**INSTRUCTION**
Write out each line of the listing as it stands, without the images.

**MATERIAL**
— Start —

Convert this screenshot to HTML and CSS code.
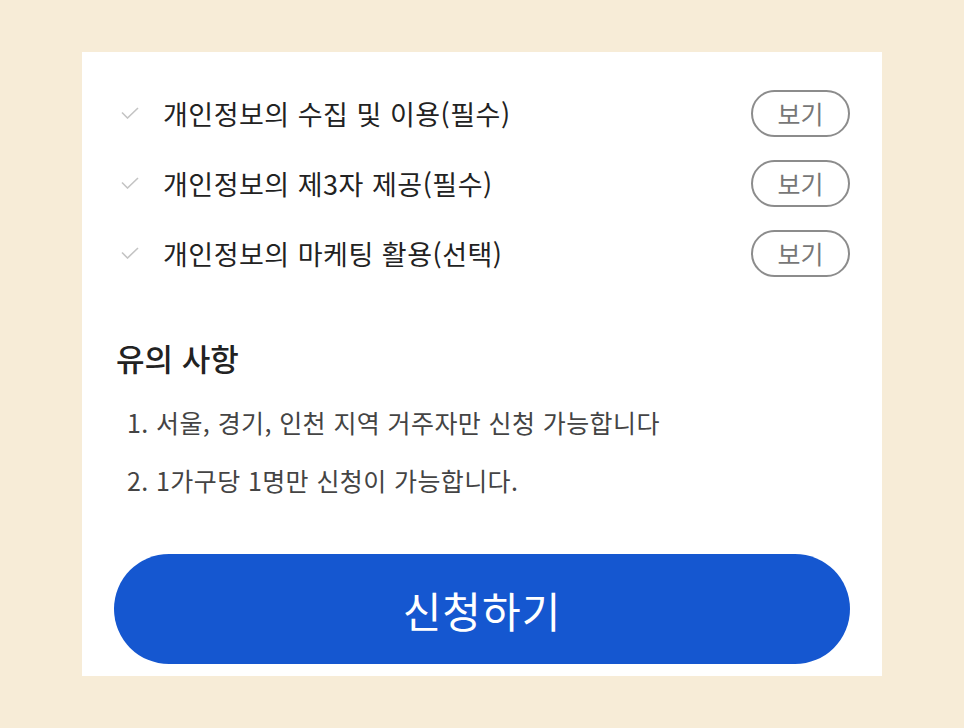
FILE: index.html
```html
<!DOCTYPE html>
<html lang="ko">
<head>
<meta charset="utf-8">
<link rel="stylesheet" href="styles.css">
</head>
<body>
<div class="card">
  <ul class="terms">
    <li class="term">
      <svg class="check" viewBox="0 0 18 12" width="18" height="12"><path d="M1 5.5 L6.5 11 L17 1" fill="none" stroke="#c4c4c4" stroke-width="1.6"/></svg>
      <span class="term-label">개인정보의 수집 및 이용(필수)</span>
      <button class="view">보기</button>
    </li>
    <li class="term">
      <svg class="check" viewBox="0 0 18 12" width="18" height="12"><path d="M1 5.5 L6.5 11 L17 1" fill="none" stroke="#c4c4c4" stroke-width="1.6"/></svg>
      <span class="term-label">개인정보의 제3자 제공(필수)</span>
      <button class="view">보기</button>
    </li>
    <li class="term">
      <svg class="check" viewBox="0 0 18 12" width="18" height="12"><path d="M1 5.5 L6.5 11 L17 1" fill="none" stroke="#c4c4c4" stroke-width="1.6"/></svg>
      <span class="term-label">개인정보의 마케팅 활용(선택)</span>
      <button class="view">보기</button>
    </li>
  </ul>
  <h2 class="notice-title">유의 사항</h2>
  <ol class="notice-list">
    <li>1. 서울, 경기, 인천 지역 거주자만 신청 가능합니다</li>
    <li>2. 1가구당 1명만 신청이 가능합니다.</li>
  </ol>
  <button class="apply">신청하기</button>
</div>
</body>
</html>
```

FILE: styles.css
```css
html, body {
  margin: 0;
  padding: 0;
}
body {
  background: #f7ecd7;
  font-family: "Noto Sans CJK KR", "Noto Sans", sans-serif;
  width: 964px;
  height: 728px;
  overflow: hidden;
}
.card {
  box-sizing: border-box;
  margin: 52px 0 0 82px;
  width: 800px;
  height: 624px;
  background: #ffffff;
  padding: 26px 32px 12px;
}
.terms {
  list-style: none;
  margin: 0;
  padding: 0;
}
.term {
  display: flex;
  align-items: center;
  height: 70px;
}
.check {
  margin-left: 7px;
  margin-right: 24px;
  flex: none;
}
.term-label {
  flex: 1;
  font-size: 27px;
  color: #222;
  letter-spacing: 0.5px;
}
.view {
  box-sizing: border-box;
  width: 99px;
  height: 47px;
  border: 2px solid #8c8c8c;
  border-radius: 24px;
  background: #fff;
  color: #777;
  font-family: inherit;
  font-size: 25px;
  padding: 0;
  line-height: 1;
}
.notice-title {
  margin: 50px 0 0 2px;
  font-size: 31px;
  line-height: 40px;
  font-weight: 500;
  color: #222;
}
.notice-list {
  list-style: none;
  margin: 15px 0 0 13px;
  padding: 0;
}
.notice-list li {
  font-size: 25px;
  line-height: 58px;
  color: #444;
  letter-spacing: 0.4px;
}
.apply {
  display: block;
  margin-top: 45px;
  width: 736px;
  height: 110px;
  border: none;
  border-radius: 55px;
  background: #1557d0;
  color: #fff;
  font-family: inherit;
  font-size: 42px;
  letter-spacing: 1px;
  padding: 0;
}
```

— End —

**ANSWER TO THIS TASK**
Convert this screenshot to HTML and CSS code.
FILE: index.html
```html
<!DOCTYPE html>
<html lang="ko">
<head>
<meta charset="utf-8">
<link rel="stylesheet" href="styles.css">
</head>
<body>
<div class="card">
  <ul class="terms">
    <li class="term">
      <svg class="check" viewBox="0 0 18 12" width="18" height="12"><path d="M1 5.5 L6.5 11 L17 1" fill="none" stroke="#c4c4c4" stroke-width="1.6"/></svg>
      <span class="term-label">개인정보의 수집 및 이용(필수)</span>
      <button class="view">보기</button>
    </li>
    <li class="term">
      <svg class="check" viewBox="0 0 18 12" width="18" height="12"><path d="M1 5.5 L6.5 11 L17 1" fill="none" stroke="#c4c4c4" stroke-width="1.6"/></svg>
      <span class="term-label">개인정보의 제3자 제공(필수)</span>
      <button class="view">보기</button>
    </li>
    <li class="term">
      <svg class="check" viewBox="0 0 18 12" width="18" height="12"><path d="M1 5.5 L6.5 11 L17 1" fill="none" stroke="#c4c4c4" stroke-width="1.6"/></svg>
      <span class="term-label">개인정보의 마케팅 활용(선택)</span>
      <button class="view">보기</button>
    </li>
  </ul>
  <h2 class="notice-title">유의 사항</h2>
  <ol class="notice-list">
    <li>1. 서울, 경기, 인천 지역 거주자만 신청 가능합니다</li>
    <li>2. 1가구당 1명만 신청이 가능합니다.</li>
  </ol>
  <button class="apply">신청하기</button>
</div>
</body>
</html>
```

FILE: styles.css
```css
html, body {
  margin: 0;
  padding: 0;
}
body {
  background: #f7ecd7;
  font-family: "Noto Sans CJK KR", "Noto Sans", sans-serif;
  width: 964px;
  height: 728px;
  overflow: hidden;
}
.card {
  box-sizing: border-box;
  margin: 52px 0 0 82px;
  width: 800px;
  height: 624px;
  background: #ffffff;
  padding: 26px 32px 12px;
}
.terms {
  list-style: none;
  margin: 0;
  padding: 0;
}
.term {
  display: flex;
  align-items: center;
  height: 70px;
}
.check {
  margin-left: 7px;
  margin-right: 24px;
  flex: none;
}
.term-label {
  flex: 1;
  font-size: 27px;
  color: #222;
  letter-spacing: 0.5px;
}
.view {
  box-sizing: border-box;
  width: 99px;
  height: 47px;
  border: 2px solid #8c8c8c;
  border-radius: 24px;
  background: #fff;
  color: #777;
  font-family: inherit;
  font-size: 25px;
  padding: 0;
  line-height: 1;
}
.notice-title {
  margin: 50px 0 0 2px;
  font-size: 31px;
  line-height: 40px;
  font-weight: 500;
  color: #222;
}
.notice-list {
  list-style: none;
  margin: 15px 0 0 13px;
  padding: 0;
}
.notice-list li {
  font-size: 25px;
  line-height: 58px;
  color: #444;
  letter-spacing: 0.4px;
}
.apply {
  display: block;
  margin-top: 45px;
  width: 736px;
  height: 110px;
  border: none;
  border-radius: 55px;
  background: #1557d0;
  color: #fff;
  font-family: inherit;
  font-size: 42px;
  letter-spacing: 1px;
  padding: 0;
}
```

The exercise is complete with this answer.